Between 2020-2024, I was the Principal Investigator of the AHRC-funded project Tinnitus, Auditory Knowledge and the Arts, which explores how the arts might help to enrich understandings of tinnitus and the diverse ways it affects listeners. This project has led to the development of Sharing Tinnitus: A Creative Toolkit for Tinnitus Support Groups, a freely available resource for tinnitus support groups that provides instruction for creative activities that can help people talk about, reflect upon and understand their tinnitus in new ways. 

 I am also the co-founder, with Annie Goh, of Sonic Cyberfeminisms, an ongoing project that critically and creatively interrogates the relationship between gender, sound, technology and feminism. Our forthcoming monograph (Sonic Cyberfeminisms, Goldsmiths Press, 2027) draws upon cyberfeminism and its engagements with technology, alongside examples from popular music and sound art, to consider how gender is reproduced, reconfigured and potentially undone via sound, music and aurality .   

My research has been presented internationally in various academic and public forums, including on BBC Radio 4's Thinking Allowed and the podcast Phantom Power; at music festivals including CTM (Berlin), MUTEK (Montreal), DICE (Berlin) and Noiseexistance (Hamburg); at cultural institutions including the British Library, Tate Liverpool and the ICA; and as keynote presentations for the Royal Musical Association conference, Punk Scholars Network, The Future Sound of Pop Music conference and for Capacious: Affect Inquiry/Making Space conference.  

Teaching interests

My teaching interests concern the cultural study of music. I was the module chair of A874: MA Music Part 2 and have been a member of the module team for Central Questions in the Study of Music A342. I was the lead author of the short course AXS006: Dolly Parton: Music, Identity and Culture , which introduces Parton and her music in relation to various social, cultural and musical issues. I also produced teaching materials on the politics of sound systems for AXS005: Sound Systems in Popular Music: from Jamacian Dub to Stadium Rock. 

I was the lead of a FASSTEST teaching scholarship project exploring how issues relating to whiteness, race and colonialism can be more effectively incorporated into current Music teaching materials at the Open University.
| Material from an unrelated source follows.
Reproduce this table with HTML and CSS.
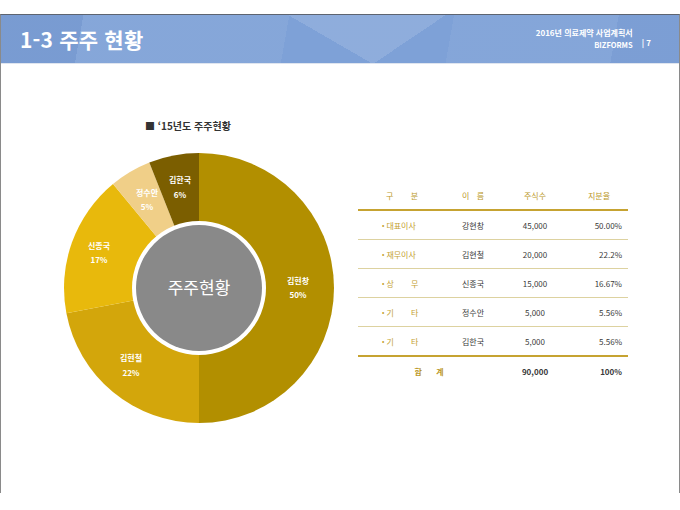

I would welcome expressions of interest from prospective PhD students in the (broad) areas of popular music, gender and/or race; affect theory, music and/or auditory culture; the cultural politics of sound technologies; and noise in/as music. 

 

 

Projects

Transfer In - Tinnitus, Auditory Knowledge and the Arts

The aim of this project is to interrogate the multidirectional relationship between tinnitus and the arts, with the aim of enriching understandings of tinnitus and diversifying dominant cultural tropes about it. Around 30% of people experience tinnitus at some point in their lives, with prevalence increasing with age. In the humanities and in popular discourse, descriptions of tinnitus rarely extend beyond evocations of ringing in the ears. Yet experiences of tinnitus are varied and variable. The project proposes that the arts - as a field concerned with self-expression and sensory, subjective and contextual experience - may serve a key role in developing alternative methods, frameworks and terminologies that can effectively account for tinnitus' variations, resulting in better understandings of the diverse ways in which tinnitus is experienced by listeners. In this project, tinnitus is framed as an auditory sensation with diverse manifestations and a critical lens through which to re-evaluate understandings of auditory experience in the arts and humanities. The objectives are explored through four questions: 1) how can the creative arts generate and mediate knowledge about tinnitus? 2) How does tinnitus transform concepts of listening, embodiment, noise and soundscape? 3) How might practice-based arts research be used to develop alternative approaches to tinnitus, enriching understandings of the condition? 4) How might the creative arts be beneficial to the tinnitus community?